CiSS is a term used by the United Nations Committee on the Rights of the Child in lieu of “street children” or other earlier labels used for these children.
According to SWS vice president Linda Guerrero, the study—the first after almost two decades—was based on two government databases, namely the Labor Force Survey (LFS) and the Family Income and Expenditure Survey (FIES).
Based on four assumptions—that CiSS are more likely from poor households, that they are mostly in urban areas, that they are mostly in cities, and that they are more likely to be out of school—SWS found the “minimum estimate” for the total potential CiSS to be at 369,242.
The number represents 0.9 percent of children aged 0 to 17 in the entire country in 2015.
Prior to the SWS study, the latest available data was in 2002, which reported 246,011 CiSS across the country.
“The CiSS is a vulnerable group that needs to be statistically visible,” Guerrero said.

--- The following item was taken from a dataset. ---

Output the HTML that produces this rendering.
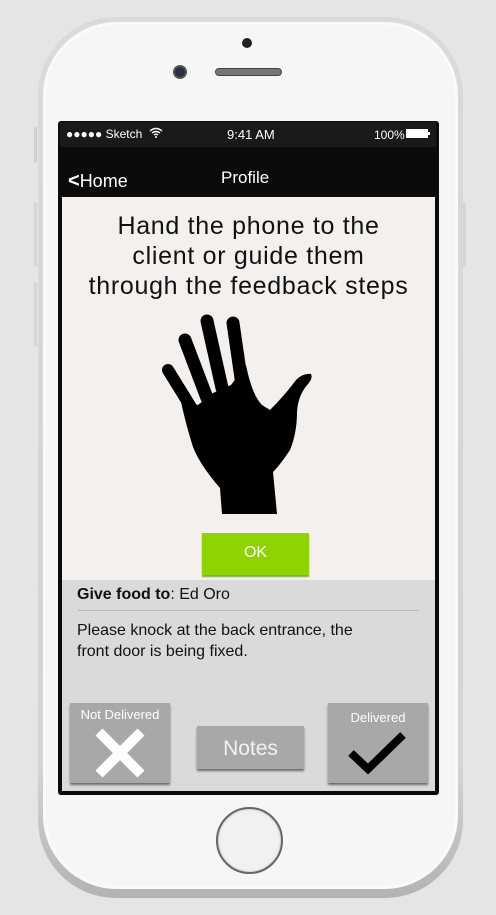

“If you don't know the scale of the problem, then you would not know if you are making progress in your interventions,” Van der Linden said.
Child advocate Catherine Scerri of Bahay Tuluyan underscored how the two government databases can lead to a big percentage of CiSS missing in the statistics.
“There will be a missing population because the FIES, for example, looks at households, but most poor families do not have households. If we look at CiSS presence only in cities, we miss out on those who are from the provinces who go to cities to earn a living. A lot of street children are also in schools but are also in the streets,” she said.
The observations were validated in two separate surveys conducted by SWS in Iloilo City and Cagayan de Oro City, with 1,000 interviewees each.
In Iloilo, it was found that 93 percent of street children are in school, and 78 percent have homes. At least 46 percent of the respondents said they earn money for themselves, and 63 percent said they started working before they were 10 years old.
The findings were similar in Cagayan de Oro City, with 83 percent in schools, 78 percent with homes, and 66 percent started working before they were 10 years old.
In Iloilo City, 65 percent of the respondents said they have experienced some form of physical violence. The figure is lower in Cagayan de Oro City at 46 percent. However, majority of street kids in both cities said they experience physical violence at home in the hands of a family member, and they did no ask for help from anyone.
Two percent of the respondents from both cities said they experience sexual violence, and a third of them said they experienced it at home from a family member.
Council for the Welfare of Children policy head Consolacion Salcedo said the findings of the survey will be useful in crafting programs to help address the problem of CiSS.
“This study will lead to evidence-based policy and plans programming both by the government and civil society,” Salcedo said.